NAMA Densus 88 terus menghangat
belakangan ini. iapa yang tidak tahu satuan khusus POLRI yang satu ini.
Berbagai kasus yang terus menyeruak melibatkan nama Densus ini—utamanya
menyangkut umat Islam.
Densus 88 juga banyak dibicarakan
terkait keberhasilannya yang diklaim dalam menangkap dan mematikan pergerakan
yang mereka sebut ‘teroris’ di Indonesia. Tapi tahukah Anda bagaimana sejarah
pembentukan dan mengapa nama yang digunakan untuk satuan ini adalah Densus 88?

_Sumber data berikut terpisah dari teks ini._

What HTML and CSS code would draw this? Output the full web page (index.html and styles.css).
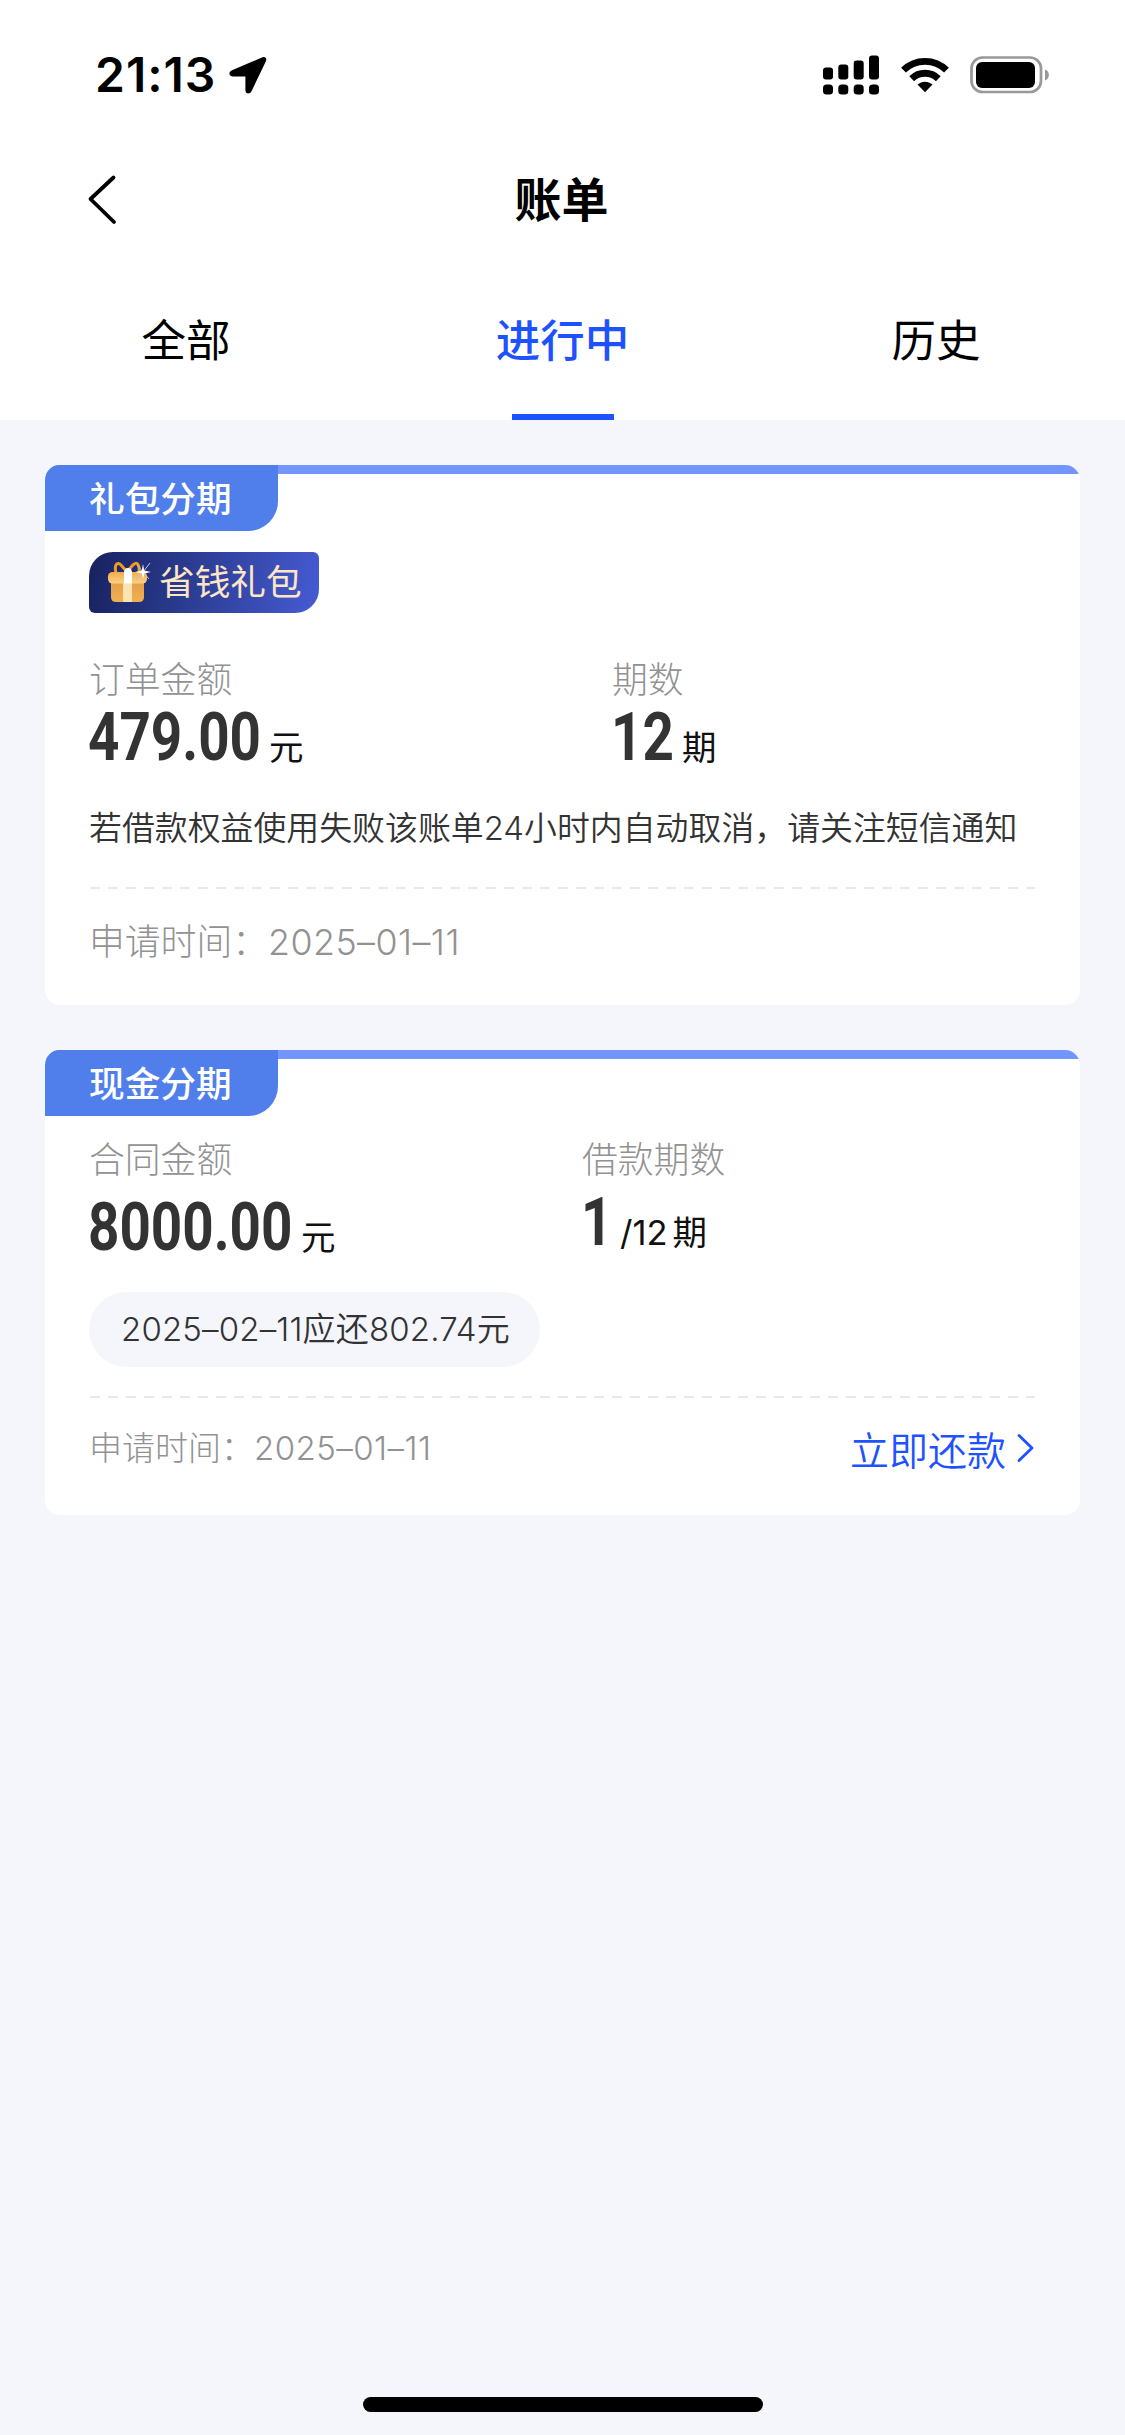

Detasemen Khusus 88 atau biasa
disebut Densus 88 sebagai tim Anti Teror Mabes Polri dibentuk berdasarkan Surat
Keputusan Kapolri No. Pol. : Skep/756/X/2005 dengan tujuan untuk menjaga
keamanan masyarakat dan negara dari serangan teroris.
Logo atau simbol yang dipakai
oleh satuan ini berupa desain lingkaran garis warna hitam dengan tulisan
DETASEMEN KHUSUS 88 ANTI TEROR dengan latar belakang warna merah marun dan di
tengah-tengah lingkaran terdapat gambar burung hantu warna hitam dan abu-abu dengan
latar belakang warna kuning terang.
Simbol ini dipilih mengingat
filosofi yang didapat dari kemampuan sebenarnya burung hantu itu sendiri.
Dimana burung hantu sebagai hewan yang mempunyai pendengaran dan penglihatan
yang tajam serta kecepatan untuk menangkap mangsa favoritnya yaitu tikus.
Disini tikus diibaratkan seperti teroris yang sifatnya sama seperti tikus, suka
mengganggu dan berbuat yang merugikan.
Untuk nama Densus 88 terdapat banyak
opini dari mana nama ini diambil.
Pertama ada yang mengaitkan nama ini dengan jumlah korban dari
pihak Australia pada peristiwa Bom Bali 2002 yaitu sebanyak 88 orang. Hal ini
mengakibatkan banyak masyarakat yang menilai negatif bahwa sebenarnya Densus 88
dibentuk oleh pemerintah Australia dan hanya menjadi alat asing.
Kedua, ada spekulasi yang mengatakan bahwa sebenarnya nama Densus
88 diambil dari nama unit komando intelijen Jawa Barat pada masa awal
kemerdekaan 1945 yang pada saat itu diperkirakan diambil dari huruf depan nama
Soekarno dan hatta yaitu S dan H yang masing masing huruf tersebut menjadi
huruf ke 8 dari huruf Jawa dan huruf Barat.
Ketiga, adalah adanya salah pengertian dari pengucapan Anti
Terrorism Act yang disingkat ATA. Yang menurut opini, orang indonesia mendengar
singkatan ini dengan ejaan E-Ti-E atau yang dipelesetkan eighty eight (88).